4. Multiple forms of M

  When we cognize an object “yama”, what we utter "Yama" without any specific intonation could be an utterance as subject has been eradicated.
  On the other hand, cognitional object “yama” when expressed together with M forms, such as in the case of “yama da”, “yama datta”, “yama ka”, “yama ne”, “yama sa”, “yama kamo” or “yama daro”, produces an expression that contains an opposing cognition by adding “da” or other forms of subject.

  Opposing cognition is also established even when “da”, “ka” or other M forms are eradicated as long as a specific intonation is added.
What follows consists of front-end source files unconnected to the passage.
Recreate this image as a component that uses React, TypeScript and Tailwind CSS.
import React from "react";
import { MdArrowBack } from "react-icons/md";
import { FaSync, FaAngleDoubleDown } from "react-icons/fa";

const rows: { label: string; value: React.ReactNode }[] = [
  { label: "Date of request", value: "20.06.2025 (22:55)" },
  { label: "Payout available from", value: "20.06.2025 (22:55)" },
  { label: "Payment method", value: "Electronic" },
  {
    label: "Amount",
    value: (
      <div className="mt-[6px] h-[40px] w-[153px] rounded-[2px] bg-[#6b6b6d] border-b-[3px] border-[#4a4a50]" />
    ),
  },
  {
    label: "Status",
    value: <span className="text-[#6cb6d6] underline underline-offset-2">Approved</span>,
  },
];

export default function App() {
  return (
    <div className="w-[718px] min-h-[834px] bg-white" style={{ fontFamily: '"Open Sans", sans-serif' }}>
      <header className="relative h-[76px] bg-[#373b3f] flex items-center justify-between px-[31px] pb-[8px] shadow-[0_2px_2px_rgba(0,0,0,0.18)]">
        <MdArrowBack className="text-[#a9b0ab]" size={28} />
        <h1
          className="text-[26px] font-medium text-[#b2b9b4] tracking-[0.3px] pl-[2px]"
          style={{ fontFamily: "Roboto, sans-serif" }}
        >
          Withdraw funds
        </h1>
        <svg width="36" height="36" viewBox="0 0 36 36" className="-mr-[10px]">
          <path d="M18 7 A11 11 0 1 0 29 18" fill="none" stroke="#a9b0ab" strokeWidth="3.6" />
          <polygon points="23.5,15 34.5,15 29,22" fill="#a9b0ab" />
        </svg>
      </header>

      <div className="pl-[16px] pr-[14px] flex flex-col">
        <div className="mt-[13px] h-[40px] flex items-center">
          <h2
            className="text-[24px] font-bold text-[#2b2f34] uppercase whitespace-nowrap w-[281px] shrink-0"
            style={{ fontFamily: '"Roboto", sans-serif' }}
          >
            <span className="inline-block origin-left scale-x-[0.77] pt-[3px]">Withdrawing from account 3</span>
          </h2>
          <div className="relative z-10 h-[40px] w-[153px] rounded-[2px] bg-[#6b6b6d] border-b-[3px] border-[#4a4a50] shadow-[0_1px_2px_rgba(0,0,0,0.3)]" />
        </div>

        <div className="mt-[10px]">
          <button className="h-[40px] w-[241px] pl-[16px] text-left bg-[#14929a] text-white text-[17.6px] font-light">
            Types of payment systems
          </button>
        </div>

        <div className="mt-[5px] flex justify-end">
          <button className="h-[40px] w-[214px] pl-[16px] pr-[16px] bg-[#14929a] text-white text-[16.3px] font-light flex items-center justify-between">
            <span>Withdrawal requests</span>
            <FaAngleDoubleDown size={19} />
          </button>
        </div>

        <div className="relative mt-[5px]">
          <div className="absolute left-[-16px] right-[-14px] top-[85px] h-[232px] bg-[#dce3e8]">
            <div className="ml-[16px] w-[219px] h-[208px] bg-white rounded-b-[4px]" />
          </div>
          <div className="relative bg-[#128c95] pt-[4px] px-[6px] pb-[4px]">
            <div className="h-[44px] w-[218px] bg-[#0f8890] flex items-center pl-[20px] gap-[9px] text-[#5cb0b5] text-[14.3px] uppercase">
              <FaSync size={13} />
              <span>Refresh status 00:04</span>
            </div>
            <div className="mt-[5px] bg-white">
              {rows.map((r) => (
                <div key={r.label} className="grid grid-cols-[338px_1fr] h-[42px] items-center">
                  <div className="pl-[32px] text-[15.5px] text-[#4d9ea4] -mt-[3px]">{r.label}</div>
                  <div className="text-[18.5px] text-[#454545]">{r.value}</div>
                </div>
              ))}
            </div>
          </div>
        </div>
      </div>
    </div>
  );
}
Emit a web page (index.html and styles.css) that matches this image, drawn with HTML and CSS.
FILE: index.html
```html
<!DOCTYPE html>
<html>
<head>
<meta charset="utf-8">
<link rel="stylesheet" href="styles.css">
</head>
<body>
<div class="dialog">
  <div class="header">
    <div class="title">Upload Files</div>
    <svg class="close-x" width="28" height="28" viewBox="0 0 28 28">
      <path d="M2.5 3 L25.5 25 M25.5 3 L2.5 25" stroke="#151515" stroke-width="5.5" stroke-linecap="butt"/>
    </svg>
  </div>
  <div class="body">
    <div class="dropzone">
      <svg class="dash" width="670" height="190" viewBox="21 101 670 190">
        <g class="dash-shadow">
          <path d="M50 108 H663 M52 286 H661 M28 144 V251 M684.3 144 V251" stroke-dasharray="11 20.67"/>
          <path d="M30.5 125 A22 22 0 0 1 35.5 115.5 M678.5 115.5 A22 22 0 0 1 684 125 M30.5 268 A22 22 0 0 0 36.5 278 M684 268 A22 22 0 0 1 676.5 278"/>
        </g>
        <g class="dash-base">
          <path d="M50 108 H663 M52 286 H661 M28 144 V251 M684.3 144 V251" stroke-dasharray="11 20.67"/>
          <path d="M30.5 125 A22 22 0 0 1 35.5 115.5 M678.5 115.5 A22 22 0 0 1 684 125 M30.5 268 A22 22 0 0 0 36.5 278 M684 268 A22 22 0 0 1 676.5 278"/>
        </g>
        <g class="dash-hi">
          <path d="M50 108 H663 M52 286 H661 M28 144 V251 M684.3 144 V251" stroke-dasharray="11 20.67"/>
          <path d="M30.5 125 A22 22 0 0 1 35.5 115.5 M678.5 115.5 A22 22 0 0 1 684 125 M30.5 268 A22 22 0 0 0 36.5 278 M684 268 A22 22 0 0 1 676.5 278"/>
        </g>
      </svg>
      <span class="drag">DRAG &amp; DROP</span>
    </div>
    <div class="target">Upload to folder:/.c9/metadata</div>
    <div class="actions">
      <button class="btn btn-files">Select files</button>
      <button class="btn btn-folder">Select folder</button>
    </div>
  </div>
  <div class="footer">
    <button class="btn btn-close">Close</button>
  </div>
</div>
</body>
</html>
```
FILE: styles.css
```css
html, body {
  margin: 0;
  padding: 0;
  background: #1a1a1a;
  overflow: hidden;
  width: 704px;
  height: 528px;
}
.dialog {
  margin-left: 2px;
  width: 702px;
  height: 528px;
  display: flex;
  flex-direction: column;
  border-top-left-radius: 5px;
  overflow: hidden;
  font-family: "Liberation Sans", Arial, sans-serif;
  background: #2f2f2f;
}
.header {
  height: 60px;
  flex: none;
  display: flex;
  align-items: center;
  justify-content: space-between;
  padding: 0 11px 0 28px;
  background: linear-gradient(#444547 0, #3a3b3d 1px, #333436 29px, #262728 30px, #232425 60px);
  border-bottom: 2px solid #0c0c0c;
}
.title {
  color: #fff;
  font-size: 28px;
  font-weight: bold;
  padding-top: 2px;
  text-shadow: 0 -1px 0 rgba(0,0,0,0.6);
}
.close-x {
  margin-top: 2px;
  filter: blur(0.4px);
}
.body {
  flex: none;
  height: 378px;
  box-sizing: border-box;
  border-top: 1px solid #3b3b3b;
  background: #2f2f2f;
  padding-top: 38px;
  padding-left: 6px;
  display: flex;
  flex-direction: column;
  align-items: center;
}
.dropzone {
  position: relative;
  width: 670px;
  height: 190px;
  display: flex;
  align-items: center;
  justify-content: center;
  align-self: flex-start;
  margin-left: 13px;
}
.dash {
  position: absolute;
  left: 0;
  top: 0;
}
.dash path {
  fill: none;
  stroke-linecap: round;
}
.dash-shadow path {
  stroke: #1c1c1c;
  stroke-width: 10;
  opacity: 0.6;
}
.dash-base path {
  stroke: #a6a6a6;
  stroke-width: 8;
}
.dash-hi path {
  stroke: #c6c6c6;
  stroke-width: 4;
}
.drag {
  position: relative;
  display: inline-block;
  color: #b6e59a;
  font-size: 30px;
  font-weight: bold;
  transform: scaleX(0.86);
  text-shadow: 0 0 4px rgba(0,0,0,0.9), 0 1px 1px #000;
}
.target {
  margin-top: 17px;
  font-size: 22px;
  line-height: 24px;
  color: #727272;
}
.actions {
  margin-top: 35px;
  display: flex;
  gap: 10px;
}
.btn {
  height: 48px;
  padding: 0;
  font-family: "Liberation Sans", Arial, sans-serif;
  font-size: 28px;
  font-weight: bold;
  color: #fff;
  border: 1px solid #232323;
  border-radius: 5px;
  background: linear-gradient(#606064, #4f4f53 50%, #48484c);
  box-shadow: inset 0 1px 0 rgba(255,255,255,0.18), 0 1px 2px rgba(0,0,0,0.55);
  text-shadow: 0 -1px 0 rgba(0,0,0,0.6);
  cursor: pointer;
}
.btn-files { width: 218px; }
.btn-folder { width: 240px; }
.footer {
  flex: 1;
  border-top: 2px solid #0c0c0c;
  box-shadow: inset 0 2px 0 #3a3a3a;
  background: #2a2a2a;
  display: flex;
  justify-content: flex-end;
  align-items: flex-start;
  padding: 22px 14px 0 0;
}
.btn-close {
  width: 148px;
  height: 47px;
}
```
This is achieved with such emphatic intonation forms as “yama?” and “yama!”
  “Yama?” is very similar to “yama ka” and “yama!” is similar to “yama da.”
  Intonation therefore has the same ability as M to complete an expression, so it may be regarded as a form of M.

  In the same way, “ah!” and “oh” when used in the context of “Aa, yama” and “Oo, yama” are also forms of M. Leaving a certain period of silence to encourage a response from the listener, as in “….yama” is also a form of M.


5. The Future of Grammar

Jomon.net   "Particles" and "conjugational suffixes" are also recognized as forms of M as same as "intonation" and "interjections", etc.. And I believe that studying just how well cognition itself can be expressed as information of utterance is a viable direction for future research into grammar.